— START OF Dataset rows —
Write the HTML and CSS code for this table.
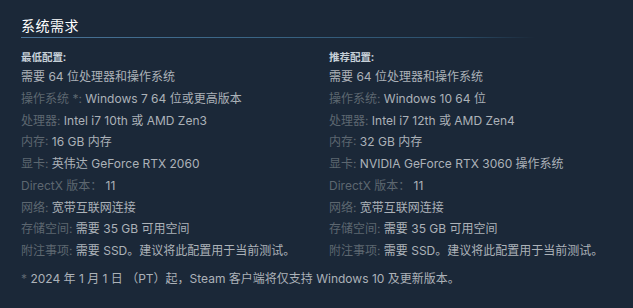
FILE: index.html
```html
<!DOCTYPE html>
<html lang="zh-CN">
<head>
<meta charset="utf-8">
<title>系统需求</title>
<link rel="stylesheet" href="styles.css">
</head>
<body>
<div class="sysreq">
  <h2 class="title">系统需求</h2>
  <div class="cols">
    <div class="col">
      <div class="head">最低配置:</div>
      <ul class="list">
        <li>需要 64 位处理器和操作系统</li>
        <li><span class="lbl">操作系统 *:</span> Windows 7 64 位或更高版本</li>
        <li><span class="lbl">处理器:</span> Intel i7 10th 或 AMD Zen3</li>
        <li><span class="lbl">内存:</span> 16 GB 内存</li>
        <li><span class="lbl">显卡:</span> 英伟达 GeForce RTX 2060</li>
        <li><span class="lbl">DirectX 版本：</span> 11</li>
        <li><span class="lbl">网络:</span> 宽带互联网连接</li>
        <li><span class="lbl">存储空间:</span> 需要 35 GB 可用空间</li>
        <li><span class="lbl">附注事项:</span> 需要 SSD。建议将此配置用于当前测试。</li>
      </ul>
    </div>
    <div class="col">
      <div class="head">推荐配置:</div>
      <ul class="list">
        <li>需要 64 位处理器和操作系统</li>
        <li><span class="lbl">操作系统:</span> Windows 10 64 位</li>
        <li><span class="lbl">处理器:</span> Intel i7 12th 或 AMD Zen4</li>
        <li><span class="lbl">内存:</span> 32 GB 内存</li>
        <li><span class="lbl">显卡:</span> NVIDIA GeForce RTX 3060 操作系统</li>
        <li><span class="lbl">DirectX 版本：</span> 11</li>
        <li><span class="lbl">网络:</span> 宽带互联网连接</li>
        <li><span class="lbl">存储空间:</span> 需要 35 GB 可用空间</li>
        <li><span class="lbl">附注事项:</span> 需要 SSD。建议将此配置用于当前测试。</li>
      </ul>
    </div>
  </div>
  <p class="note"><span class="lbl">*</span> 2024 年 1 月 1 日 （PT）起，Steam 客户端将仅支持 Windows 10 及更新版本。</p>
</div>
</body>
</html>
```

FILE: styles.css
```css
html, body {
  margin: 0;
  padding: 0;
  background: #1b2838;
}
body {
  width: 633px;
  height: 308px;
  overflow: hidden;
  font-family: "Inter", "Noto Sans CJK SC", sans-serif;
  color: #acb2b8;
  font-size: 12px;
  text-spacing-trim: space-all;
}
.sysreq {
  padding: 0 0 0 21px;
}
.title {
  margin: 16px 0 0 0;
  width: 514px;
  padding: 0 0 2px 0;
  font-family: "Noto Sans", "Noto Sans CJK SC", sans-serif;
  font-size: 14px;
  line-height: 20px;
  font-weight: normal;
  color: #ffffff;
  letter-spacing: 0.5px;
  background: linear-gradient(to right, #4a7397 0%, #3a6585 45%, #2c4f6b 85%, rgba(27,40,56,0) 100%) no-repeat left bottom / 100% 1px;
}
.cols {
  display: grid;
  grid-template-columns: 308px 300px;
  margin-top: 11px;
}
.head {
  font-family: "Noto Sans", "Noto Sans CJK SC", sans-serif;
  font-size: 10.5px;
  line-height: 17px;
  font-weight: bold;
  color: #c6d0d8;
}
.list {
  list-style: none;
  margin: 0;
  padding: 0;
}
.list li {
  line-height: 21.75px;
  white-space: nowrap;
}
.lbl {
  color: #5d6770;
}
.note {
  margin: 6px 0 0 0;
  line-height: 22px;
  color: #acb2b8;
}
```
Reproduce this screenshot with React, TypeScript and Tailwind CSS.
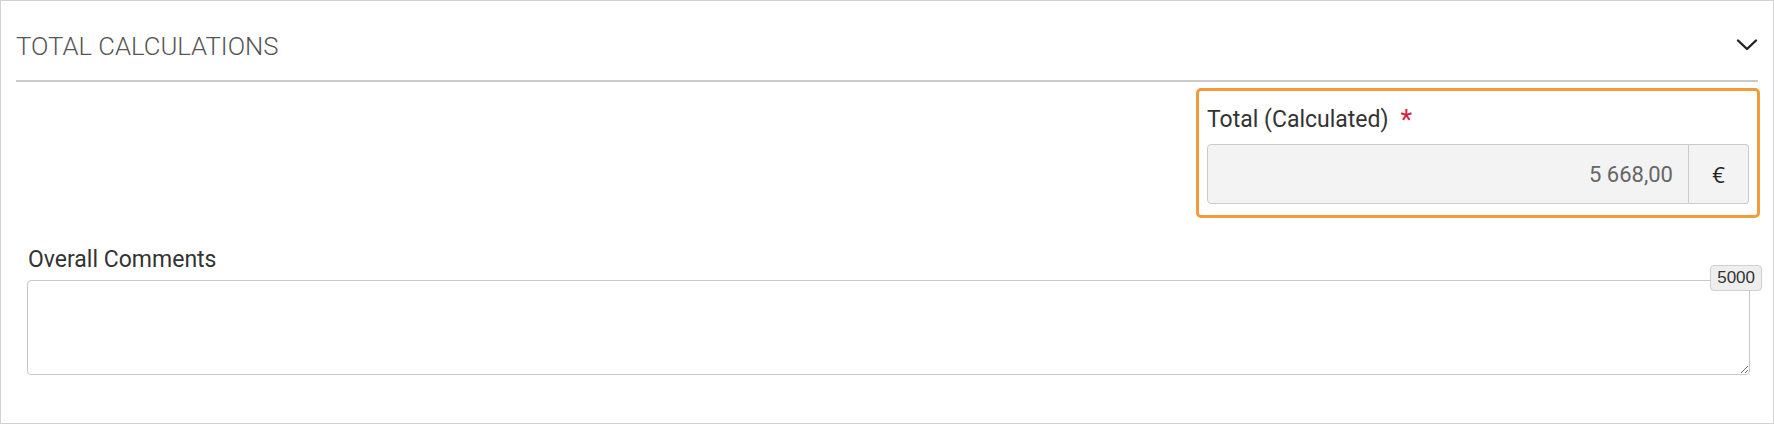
— END OF Dataset rows —
From the records above, pick out and copy each line holding the word "this".

Write the HTML and CSS code for this table.
Reproduce this screenshot with React, TypeScript and Tailwind CSS.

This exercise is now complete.